In 1814, Thomas, Lord Cochrane, naval hero and radical Member of Parliament staged an elaborate hoax involving thundering news carriages and uniformed horsemen trumpeting the (false) news that Napoleon had been slain by the Cossacks. The UK stock market rose enabling Cochrane to offload securities that he had purchased the week before in readiness for his scam. Cochrane was a prominent anti-corruption campaigner, yet he found fraud irresistible. Similarly, in 1887, Harry Marks, founding editor of the Financial News, a rigorously fraud-busting publication, used his position as Editor to puff up the fortunes of a gold company, the Rae-Transvaal, that had just been floated and in which he was heavily invested. He quoted its shares at a false premium in the paper and recommended it no less than 33 times in three months. He sold out before it went into liquidation in 1888, leaving shareholders with nothing.
Periods of rapid expansion such as in the commercial sectors during the nineteenth century, or of liberalisation such as in the 1980s are often accompanied by a contagion of fraud.
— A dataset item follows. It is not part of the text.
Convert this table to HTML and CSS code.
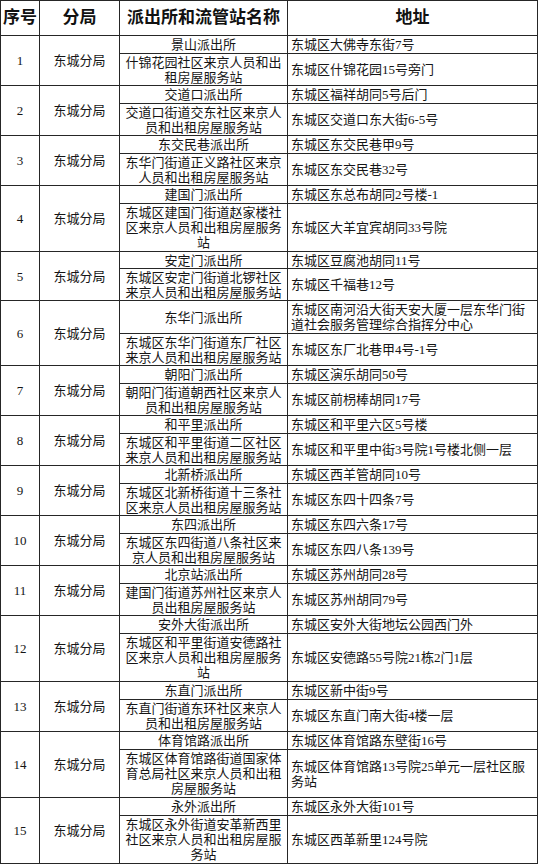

Greed triumphs over scepticism and the prevailing commercial morality is challenged by new practices and becomes similarly liberalised.
A common trait amongst fraudsters is their apparent respectability. Members of Parliament; football clubs. Mr Voysey himself insisted that, “I must, at any cost inspire confidence.” So he justified his own opulent lifestyle, funded by fraud. The fruits of fraud – wealth, position, respect, provide a certain insulation against its detection, as well as the ability to buy off its detector.
What a wonderful crime where the spoils offer their own protection.
Surely the lawmakers can do something? They have tried, but the creativity of the fraudulent and the sheer enormity of their incentives will always be greater than that of the lawmakers. Constructing fences is much duller than leaping over them. The financial classes will keep leaping, as they always have done.